[What is needed] Copy out each line containing "Recreate" from the entries below.

[Data supplied]
>>>>>
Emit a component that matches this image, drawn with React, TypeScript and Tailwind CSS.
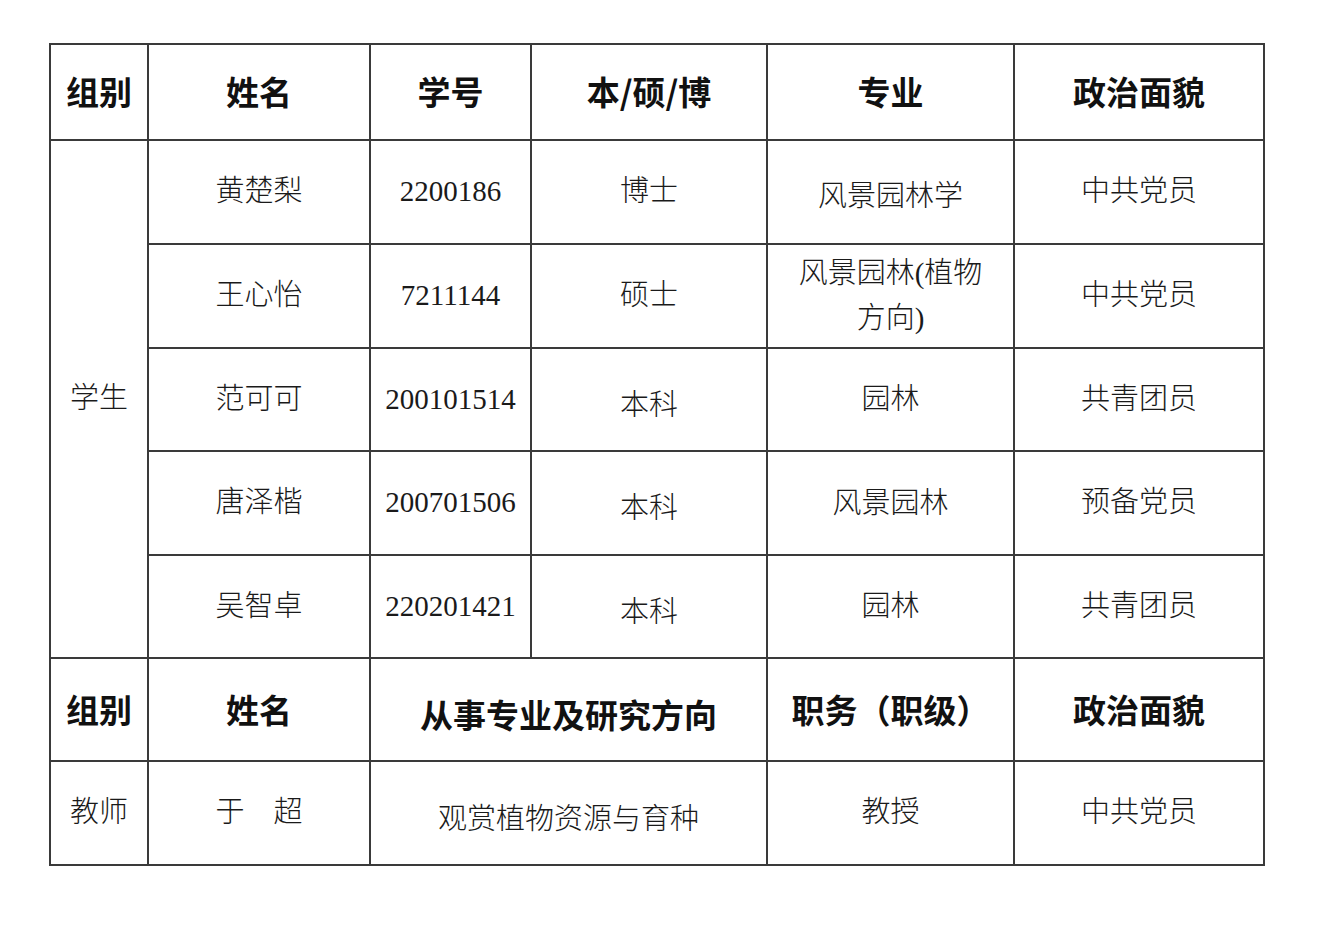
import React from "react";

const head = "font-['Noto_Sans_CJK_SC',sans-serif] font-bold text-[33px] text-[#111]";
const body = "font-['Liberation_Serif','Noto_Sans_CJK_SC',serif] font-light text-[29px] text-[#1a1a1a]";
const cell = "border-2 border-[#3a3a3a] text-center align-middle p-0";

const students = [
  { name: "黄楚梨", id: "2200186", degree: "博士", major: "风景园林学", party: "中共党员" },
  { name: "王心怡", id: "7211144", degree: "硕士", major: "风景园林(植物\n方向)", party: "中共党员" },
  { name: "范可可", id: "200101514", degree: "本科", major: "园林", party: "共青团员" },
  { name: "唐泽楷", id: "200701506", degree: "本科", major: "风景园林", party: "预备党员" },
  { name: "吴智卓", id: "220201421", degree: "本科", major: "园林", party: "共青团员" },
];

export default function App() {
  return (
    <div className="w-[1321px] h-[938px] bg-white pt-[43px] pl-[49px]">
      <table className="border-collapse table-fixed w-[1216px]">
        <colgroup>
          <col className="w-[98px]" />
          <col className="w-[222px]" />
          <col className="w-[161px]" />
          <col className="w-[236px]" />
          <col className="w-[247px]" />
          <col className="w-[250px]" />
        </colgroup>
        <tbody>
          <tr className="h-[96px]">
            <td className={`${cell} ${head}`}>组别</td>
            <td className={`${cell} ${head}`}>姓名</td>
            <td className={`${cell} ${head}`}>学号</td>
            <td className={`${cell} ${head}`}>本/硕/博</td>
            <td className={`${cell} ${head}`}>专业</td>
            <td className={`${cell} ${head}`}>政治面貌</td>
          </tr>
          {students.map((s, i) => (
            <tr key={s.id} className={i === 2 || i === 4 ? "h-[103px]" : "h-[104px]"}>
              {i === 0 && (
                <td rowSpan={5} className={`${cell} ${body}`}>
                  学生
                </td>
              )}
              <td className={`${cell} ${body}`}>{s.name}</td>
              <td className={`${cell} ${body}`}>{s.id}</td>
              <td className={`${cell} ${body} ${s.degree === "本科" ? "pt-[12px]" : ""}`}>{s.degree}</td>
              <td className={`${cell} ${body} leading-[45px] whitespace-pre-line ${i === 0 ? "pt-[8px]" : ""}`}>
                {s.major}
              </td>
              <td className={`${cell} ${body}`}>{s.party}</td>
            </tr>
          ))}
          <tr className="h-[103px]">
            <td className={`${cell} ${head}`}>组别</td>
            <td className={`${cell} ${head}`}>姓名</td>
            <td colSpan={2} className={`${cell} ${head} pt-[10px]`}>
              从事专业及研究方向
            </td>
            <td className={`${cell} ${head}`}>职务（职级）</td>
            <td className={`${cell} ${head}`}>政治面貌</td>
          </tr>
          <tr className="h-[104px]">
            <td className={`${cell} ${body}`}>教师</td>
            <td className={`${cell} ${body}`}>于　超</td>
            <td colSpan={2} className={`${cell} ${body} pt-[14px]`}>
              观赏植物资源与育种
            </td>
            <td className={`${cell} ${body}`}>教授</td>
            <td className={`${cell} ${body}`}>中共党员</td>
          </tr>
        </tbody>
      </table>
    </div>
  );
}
<<<<<
>>>>>
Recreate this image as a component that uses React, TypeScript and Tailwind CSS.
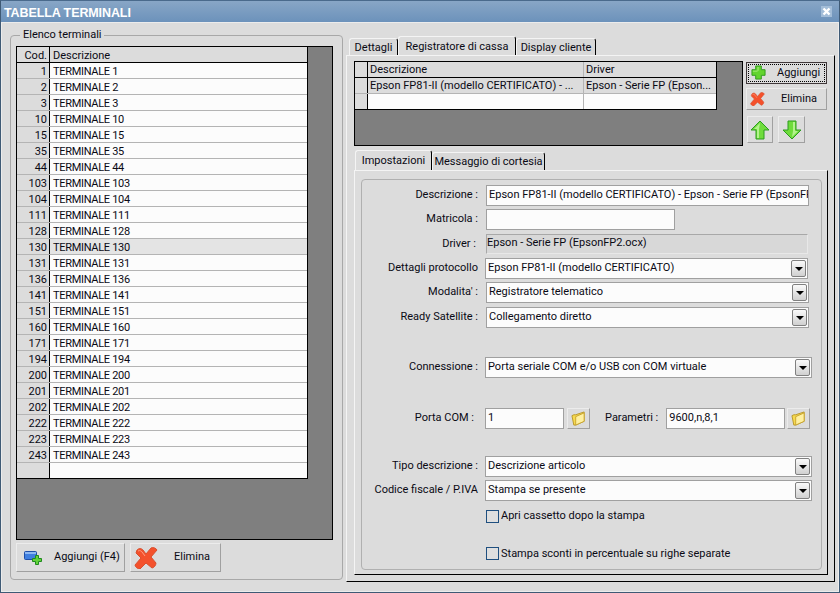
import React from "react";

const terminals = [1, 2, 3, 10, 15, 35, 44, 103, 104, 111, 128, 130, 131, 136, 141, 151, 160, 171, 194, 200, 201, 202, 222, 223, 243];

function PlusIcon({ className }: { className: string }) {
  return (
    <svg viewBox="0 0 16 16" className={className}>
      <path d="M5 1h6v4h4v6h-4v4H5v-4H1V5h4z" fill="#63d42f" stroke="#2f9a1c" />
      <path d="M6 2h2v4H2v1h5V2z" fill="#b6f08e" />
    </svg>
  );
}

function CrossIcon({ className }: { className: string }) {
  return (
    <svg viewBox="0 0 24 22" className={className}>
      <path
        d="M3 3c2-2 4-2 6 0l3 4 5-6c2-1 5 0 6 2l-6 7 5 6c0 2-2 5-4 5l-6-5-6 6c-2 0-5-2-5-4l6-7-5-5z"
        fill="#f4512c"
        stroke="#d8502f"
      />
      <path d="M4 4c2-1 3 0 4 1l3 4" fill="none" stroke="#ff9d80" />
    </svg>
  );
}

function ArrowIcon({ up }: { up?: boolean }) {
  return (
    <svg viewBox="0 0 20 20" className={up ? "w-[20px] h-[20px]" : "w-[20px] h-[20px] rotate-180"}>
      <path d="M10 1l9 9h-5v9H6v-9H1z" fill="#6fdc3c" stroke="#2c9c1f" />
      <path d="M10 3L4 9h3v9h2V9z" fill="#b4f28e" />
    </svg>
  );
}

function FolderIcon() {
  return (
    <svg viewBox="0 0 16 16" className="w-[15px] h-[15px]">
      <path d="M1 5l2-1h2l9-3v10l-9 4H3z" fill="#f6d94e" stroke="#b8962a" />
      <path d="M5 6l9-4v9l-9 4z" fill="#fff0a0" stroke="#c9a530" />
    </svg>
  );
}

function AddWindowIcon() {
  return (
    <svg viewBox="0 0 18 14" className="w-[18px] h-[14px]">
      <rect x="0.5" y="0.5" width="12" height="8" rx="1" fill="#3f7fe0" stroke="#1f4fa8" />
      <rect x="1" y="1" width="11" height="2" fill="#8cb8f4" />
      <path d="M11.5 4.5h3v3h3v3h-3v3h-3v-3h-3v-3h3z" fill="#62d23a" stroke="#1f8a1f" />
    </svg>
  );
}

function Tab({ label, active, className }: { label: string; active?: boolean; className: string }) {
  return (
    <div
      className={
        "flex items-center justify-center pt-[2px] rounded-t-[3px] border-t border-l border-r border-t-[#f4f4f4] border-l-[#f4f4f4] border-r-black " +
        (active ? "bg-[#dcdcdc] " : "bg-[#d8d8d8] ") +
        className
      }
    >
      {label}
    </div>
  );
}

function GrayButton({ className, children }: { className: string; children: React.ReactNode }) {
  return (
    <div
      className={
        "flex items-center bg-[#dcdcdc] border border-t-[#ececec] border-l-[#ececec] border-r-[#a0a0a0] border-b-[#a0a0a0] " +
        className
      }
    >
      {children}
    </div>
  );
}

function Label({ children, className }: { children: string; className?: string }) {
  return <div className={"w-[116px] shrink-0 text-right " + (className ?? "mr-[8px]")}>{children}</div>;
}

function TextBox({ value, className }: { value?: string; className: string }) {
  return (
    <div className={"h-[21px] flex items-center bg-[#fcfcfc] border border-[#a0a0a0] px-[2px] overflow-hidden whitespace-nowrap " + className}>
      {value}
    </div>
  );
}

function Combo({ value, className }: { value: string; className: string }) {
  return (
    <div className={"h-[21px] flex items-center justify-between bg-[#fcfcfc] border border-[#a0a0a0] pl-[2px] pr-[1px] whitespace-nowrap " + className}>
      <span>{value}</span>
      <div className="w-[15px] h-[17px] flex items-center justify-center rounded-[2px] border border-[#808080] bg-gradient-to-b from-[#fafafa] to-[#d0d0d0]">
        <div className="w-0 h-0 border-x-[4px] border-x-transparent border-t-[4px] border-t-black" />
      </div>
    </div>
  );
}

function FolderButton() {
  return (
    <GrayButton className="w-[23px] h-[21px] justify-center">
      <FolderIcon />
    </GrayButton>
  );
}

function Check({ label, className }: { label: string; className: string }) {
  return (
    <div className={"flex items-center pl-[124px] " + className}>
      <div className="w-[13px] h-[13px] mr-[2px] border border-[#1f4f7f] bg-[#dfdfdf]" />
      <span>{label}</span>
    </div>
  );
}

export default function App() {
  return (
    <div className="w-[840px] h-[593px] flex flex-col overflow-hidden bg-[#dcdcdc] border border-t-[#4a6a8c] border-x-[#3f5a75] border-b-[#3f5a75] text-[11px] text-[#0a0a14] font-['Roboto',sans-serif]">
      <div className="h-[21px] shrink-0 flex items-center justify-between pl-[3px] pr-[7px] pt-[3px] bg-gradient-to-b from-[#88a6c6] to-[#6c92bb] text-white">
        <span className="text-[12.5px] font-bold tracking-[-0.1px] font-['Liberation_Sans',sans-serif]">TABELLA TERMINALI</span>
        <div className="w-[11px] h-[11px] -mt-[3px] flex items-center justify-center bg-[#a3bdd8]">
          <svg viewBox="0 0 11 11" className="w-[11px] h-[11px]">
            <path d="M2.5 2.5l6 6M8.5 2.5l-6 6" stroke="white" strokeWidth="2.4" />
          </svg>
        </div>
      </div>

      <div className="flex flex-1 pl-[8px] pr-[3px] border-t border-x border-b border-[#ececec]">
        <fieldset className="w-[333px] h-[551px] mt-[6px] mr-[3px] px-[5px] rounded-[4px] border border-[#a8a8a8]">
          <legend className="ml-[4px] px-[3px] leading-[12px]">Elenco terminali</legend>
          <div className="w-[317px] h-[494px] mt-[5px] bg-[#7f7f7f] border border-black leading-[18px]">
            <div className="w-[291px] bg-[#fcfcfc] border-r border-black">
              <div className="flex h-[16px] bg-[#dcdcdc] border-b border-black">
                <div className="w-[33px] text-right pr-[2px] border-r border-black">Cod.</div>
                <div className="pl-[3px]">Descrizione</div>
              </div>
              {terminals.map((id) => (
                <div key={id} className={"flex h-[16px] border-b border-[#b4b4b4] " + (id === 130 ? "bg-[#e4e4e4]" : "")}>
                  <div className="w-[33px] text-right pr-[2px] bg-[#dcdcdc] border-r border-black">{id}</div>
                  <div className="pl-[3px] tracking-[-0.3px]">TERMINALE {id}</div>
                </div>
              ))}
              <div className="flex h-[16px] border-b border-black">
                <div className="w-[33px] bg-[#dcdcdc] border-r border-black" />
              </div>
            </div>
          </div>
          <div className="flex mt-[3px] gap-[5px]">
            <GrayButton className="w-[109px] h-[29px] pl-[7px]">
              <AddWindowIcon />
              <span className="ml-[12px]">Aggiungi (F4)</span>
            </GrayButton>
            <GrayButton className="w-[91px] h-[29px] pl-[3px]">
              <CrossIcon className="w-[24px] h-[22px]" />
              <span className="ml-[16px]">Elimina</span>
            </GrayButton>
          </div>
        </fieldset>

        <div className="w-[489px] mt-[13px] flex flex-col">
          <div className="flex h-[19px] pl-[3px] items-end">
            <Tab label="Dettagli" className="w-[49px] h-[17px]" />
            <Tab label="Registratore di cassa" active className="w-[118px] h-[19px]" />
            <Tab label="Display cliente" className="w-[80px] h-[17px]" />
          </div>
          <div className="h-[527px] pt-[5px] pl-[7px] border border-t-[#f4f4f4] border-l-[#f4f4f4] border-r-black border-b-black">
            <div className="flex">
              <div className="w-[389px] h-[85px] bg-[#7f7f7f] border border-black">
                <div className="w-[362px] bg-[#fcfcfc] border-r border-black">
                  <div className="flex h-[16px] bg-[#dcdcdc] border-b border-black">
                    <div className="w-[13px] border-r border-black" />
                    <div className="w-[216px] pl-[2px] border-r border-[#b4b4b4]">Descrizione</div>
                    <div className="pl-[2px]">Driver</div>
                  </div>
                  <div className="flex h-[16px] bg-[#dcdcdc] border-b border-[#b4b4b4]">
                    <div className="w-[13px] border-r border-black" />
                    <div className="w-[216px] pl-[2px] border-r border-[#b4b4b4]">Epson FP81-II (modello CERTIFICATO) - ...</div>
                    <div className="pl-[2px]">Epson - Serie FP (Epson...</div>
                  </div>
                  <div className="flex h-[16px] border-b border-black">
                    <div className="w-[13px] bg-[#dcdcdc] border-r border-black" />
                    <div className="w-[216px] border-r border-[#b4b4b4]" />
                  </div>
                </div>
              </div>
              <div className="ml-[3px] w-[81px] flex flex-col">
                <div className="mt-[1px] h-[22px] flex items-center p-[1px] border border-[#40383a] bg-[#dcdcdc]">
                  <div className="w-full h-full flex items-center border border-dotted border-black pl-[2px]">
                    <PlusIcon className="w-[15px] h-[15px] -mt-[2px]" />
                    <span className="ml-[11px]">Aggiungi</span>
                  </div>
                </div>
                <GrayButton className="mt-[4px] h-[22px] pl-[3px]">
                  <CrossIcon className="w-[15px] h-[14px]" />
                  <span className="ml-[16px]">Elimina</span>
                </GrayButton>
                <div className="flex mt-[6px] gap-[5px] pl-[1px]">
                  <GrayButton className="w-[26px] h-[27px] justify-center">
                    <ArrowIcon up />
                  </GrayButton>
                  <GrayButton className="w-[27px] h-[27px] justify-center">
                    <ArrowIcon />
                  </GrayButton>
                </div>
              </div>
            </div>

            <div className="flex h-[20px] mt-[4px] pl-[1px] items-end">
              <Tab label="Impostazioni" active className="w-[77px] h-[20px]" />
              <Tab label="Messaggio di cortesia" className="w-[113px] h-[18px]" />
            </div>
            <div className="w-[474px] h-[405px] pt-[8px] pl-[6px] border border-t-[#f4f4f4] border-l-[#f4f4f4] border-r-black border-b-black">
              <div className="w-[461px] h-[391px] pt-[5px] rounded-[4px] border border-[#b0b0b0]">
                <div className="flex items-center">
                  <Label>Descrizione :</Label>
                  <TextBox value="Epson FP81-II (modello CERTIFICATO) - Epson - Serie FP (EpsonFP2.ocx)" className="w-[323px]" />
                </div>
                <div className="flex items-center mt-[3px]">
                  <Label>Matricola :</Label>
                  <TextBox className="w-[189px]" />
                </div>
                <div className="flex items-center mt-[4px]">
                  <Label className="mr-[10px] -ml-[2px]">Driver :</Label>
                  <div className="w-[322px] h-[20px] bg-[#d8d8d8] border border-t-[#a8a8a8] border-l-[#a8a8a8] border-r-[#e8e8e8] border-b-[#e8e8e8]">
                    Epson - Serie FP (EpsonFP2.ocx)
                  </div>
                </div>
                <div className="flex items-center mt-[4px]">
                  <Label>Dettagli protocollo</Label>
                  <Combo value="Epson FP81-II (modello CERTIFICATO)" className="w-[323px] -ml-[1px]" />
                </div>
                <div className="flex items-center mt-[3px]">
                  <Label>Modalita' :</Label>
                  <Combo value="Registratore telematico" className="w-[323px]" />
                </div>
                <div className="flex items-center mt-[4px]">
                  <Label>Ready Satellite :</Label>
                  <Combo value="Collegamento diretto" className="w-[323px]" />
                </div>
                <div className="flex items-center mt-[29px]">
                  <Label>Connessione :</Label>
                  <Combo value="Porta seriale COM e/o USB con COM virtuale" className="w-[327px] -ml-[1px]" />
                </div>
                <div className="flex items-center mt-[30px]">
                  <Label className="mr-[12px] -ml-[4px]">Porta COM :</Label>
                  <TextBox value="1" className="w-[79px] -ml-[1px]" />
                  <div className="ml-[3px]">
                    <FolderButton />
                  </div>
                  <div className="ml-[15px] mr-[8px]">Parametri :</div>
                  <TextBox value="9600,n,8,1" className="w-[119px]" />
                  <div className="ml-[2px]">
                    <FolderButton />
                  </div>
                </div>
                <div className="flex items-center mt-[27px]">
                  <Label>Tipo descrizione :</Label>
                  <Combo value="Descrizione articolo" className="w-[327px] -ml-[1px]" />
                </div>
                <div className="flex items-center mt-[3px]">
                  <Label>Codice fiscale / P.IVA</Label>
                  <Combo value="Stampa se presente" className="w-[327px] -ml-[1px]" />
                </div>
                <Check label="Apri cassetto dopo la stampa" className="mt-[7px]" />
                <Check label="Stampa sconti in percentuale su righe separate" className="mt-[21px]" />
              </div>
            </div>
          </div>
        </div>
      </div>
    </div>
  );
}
<<<<<
>>>>>
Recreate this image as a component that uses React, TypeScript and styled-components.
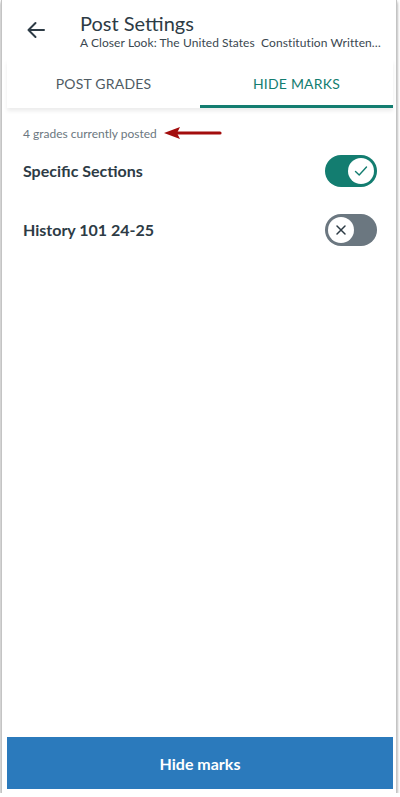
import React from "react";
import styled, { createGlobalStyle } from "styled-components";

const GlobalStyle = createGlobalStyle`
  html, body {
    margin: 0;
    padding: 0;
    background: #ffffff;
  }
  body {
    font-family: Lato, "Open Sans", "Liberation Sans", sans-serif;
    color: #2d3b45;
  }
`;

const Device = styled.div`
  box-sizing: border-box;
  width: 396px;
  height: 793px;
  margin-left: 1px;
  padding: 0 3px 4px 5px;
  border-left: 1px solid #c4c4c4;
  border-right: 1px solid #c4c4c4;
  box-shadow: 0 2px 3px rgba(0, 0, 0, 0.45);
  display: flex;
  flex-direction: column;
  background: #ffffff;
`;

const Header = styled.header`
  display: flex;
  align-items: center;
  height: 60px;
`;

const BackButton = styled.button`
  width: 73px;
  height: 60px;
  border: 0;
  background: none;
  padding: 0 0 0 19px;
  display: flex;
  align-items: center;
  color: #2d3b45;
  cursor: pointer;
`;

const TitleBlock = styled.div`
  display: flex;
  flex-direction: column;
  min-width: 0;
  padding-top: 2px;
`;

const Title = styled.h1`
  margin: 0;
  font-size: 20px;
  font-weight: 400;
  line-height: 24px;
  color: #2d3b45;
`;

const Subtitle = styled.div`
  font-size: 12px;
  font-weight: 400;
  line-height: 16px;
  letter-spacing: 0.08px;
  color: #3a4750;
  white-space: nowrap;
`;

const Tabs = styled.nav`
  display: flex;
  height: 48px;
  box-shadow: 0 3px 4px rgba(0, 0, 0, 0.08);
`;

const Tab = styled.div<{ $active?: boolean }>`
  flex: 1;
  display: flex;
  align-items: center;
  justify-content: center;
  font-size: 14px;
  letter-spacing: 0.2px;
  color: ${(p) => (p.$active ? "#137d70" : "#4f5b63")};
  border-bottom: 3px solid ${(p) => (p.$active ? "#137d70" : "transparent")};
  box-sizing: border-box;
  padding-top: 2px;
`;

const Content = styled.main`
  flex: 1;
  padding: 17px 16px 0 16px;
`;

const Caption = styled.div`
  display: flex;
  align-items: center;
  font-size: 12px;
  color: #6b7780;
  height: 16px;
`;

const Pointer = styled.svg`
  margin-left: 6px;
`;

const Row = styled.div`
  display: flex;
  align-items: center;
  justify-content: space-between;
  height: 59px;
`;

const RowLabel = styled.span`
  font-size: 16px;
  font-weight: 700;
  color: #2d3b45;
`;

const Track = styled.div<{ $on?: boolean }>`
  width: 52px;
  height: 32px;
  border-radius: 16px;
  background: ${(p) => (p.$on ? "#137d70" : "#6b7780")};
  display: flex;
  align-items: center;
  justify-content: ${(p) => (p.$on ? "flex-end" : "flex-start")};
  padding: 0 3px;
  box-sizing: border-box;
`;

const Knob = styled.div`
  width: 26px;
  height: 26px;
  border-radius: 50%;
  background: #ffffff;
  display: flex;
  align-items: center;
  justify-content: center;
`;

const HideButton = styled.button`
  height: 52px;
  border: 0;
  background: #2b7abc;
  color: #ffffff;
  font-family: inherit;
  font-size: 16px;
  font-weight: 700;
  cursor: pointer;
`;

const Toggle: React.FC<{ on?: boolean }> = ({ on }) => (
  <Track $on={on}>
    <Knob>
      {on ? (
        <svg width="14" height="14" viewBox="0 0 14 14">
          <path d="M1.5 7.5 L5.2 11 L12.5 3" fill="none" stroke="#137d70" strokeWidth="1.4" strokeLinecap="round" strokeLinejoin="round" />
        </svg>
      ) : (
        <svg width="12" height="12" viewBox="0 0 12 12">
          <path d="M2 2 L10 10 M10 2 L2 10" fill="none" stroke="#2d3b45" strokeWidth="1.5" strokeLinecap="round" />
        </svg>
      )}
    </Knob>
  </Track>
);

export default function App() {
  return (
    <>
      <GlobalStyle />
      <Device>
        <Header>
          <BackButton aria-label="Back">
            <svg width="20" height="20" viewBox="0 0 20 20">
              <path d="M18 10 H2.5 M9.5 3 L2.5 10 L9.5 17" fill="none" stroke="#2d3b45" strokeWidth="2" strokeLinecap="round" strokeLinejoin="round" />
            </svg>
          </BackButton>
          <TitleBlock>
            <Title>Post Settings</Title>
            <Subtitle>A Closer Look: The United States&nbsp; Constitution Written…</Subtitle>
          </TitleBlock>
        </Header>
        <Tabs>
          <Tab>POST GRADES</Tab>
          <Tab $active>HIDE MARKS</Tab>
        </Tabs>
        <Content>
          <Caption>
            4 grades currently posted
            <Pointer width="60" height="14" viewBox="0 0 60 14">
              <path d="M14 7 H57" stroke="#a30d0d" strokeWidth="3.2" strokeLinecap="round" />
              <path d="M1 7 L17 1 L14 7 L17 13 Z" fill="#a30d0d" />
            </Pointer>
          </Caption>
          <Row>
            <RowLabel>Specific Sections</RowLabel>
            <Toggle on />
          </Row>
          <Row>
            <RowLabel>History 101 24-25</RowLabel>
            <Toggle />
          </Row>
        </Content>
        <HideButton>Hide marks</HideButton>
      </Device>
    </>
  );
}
<<<<<
[Full answer]
Recreate this image as a component that uses React, TypeScript and Tailwind CSS.
Recreate this image as a component that uses React, TypeScript and styled-components.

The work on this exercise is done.